The base case $k=1$ is already covered by the above formula (whose proof can be found here). Now, assume that
$$
I^{(k)}(T)[A_1,\dots,A_k] = (-1)^{k} \sum_{\sigma\in S_k} T^{-1}A_{\sigma(1)}T^{-1}\dots T^{-1}A_{\sigma(k)} T^{-1},
$$
holds ($S_k$ is the symmetric group of order $k$).

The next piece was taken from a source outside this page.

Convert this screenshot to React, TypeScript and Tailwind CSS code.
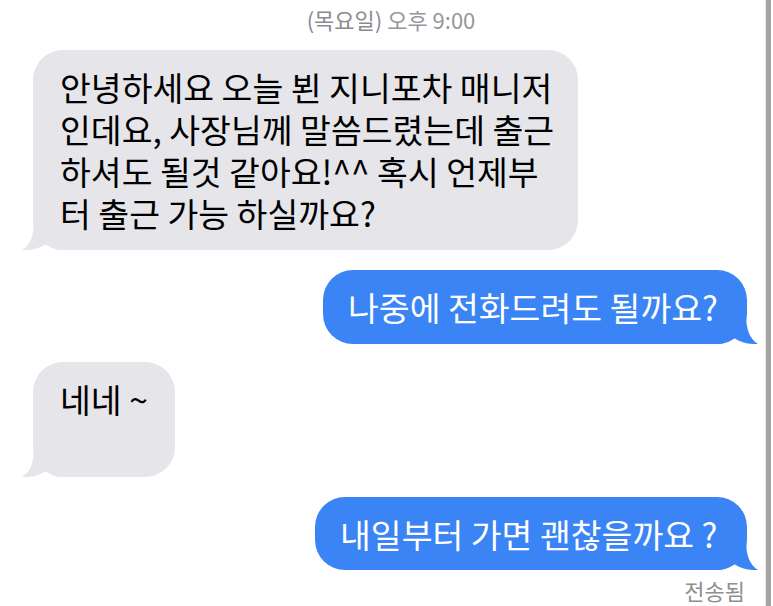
import React from 'react'

const font = "font-['Noto_Sans_CJK_KR','Noto_Sans',sans-serif]"

const Tail = ({ color, side }: { color: string; side: 'left' | 'right' }) => (
  <svg
    width="44"
    height="30"
    viewBox="0 0 44 30"
    className={
      side === 'left'
        ? 'absolute left-[-13px] bottom-0'
        : 'absolute right-[-13px] bottom-0 scale-x-[-1]'
    }
  >
    <path
      d="M14 0 C14 16 10 25 2 30 C11 30.5 19 28.5 26 24 C31 28 37 30 44 30 L44 0 Z"
      fill={color}
    />
  </svg>
)

const Received = ({ children, className }: { children: React.ReactNode; className: string }) => (
  <div className={`relative ml-[33px] rounded-[30px] bg-[#e5e5ea] text-black ${className}`}>
    <Tail color="#e5e5ea" side="left" />
    <div className="relative whitespace-pre">{children}</div>
  </div>
)

const Sent = ({ children, className }: { children: React.ReactNode; className: string }) => (
  <div className={`relative self-end mr-[18px] rounded-[30px] bg-[#3a84f5] text-white ${className}`}>
    <Tail color="#3a84f5" side="right" />
    <div className="relative whitespace-nowrap">{children}</div>
  </div>
)

export default function App() {
  return (
    <div className={`flex w-[773px] h-[606px] bg-white overflow-hidden ${font}`}>
      <div className="flex flex-col w-[765px]">
        <div className="pt-[6px] pl-[17px] h-[32px] text-center text-[22px] leading-[26px] text-[#96969b]">
          <span className="text-[#8a8a8f]">(목요일)</span> 오후 9:00
        </div>

        <Received className="mt-[18px] w-[545px] h-[200px] px-[27px] py-[16px] text-[33.5px] leading-[42px]">
          {'안녕하세요 오늘 뵌 지니포차 매니저\n인데요, 사장님께 말씀드렸는데 출근\n하셔도 될것 같아요!^^ 혹시 언제부\n터 출근 가능 하실까요?'}
        </Received>

        <Sent className="mt-[20px] w-[424px] h-[74px] pl-[25px] py-[16px] text-[33.5px] leading-[42px]">
          나중에 전화드려도 될까요?
        </Sent>

        <Received className="mt-[18px] w-[142px] h-[115px] px-[27px] py-[16px] text-[33.5px] leading-[42px]">
          네네 ~
        </Received>

        <Sent className="mt-[20px] w-[432px] h-[73px] pl-[25px] py-[16px] text-[33.5px] leading-[42px]">
          내일부터 가면 괜찮을까요 ?
        </Sent>

        <div className="self-end mt-[7px] mr-[20px] text-[22px] leading-[26px] text-[#8e8e93]">
          전송됨
        </div>
      </div>
      <div className="w-px bg-[#ececec]" />
      <div className="w-[5px] bg-[#a3a3a3]" />
      <div className="w-[2px] bg-white" />
    </div>
  )
}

I will rewrite it as
$$
I^{(k)}(T)[A_1,\dots,A_k] = (-1)^{k} \sum_{\sigma\in S_k} (M_{k,\sigma}\circ I)(T)[A_1,\dots,A_k],
$$
where $M_{k,\sigma}(T)$ is the $k$-linear map
$
M_{k,\sigma}(T)[A_1,\dots,A_k] = T A_{\sigma(1)}T \dots T A_{\sigma(k)} T.
$
After a little bit of calculation, we can see that
$$\begin{align}
M_{k,\sigma}(T+S)&[A_1,\dots,A_k] - M_{k,\sigma}(T)[A_1,\dots,A_k] \\
= \ \ \ & (S A_{\sigma(1)}TA_{\sigma(2)}T \dots T A_{\sigma(k)} T) + (T A_{\sigma(1)}S A_{\sigma(2)}T \dots T A_{\sigma(k)} T) + \dots \\
&\ \ \ + (T A_{\sigma(1)}TA_{\sigma(2)} T \dots T A_{\sigma(k)} S) + o(||S||),
\end{align}$$
which implies that the derivative of $M_{k,\sigma}$ is given by
$$\begin{align}
M'_{k,\sigma}(T)[A_1,\dots,A_k,B] &= (B A_{\sigma(1)}TA_{\sigma(2)}T \dots T A_{\sigma(k)} T) + (T A_{\sigma(1)}B A_{\sigma(2)}T \dots T A_{\sigma(k)} T) + \dots \\
&\ \ \ + (T A_{\sigma(1)}TA_{\sigma(2)} T \dots T A_{\sigma(k)} B).
\end{align}$$
By the chain rule (for multilinear maps), we have
$$\begin{align}
(M_{k,\sigma}\circ I)'(T)[A_1,\dots,A_k,B] &= (M'_{k,\sigma}\circ I)(T)[A_1,\dots,A_k,I'(T)[B]] \\
&= (M'_{k,\sigma})(T^{-1})[A_1,\dots,A_k,-T^{-1}BT^{-1}] \\
&= (-T^{-1}BT^{-1}) A_{\sigma(1)}T^{-1} A_{\sigma(2)}T^{-1} \dots T^{-1} A_{\sigma(k)} T^{-1} + \dots \\
&\ \ \ \ + T^{-1} A_{\sigma(1)}T^{-1} A_{\sigma(2)} T^{-1} \dots T^{-1} A_{\sigma(k)} (-T^{-1}BT^{-1})
\end{align}$$
Lastly, we apply the above formula to the inductive step to get
$$\begin{align}
I^{(k+1)}(T)[A_1,\dots,A_k,A_{k+1}] &= (-1)^{k} \sum_{\sigma\in S_k} (M_{k,\sigma}\circ I)'(T)[A_1,\dots,A_k,A_{k+1}] \\
&= (-1)^{k} \sum_{\sigma\in S_k}
(-T^{-1}A_{k+1}T^{-1} A_{\sigma(1)}T^{-1} A_{\sigma(2)}T^{-1} \dots T^{-1} A_{\sigma(k)} T^{-1} - \dots \\
&\quad\quad\quad\quad\quad\quad - T^{-1} A_{\sigma(1)}T^{-1} A_{\sigma(2)} T^{-1} \dots T^{-1} A_{\sigma(k)}T^{-1}A_{k+1} T^{-1}) \\
&= (-1)^{k+1} \sum_{\rho\in S_{k+1}} (M_{k+1,\rho}\circ I)(T)[A_1,\dots,A_{k+1}]
\end{align}$$
where the last equality can be verified readily that such permutations really go through all $\rho\in S_{k+1}$. This concludes the proof.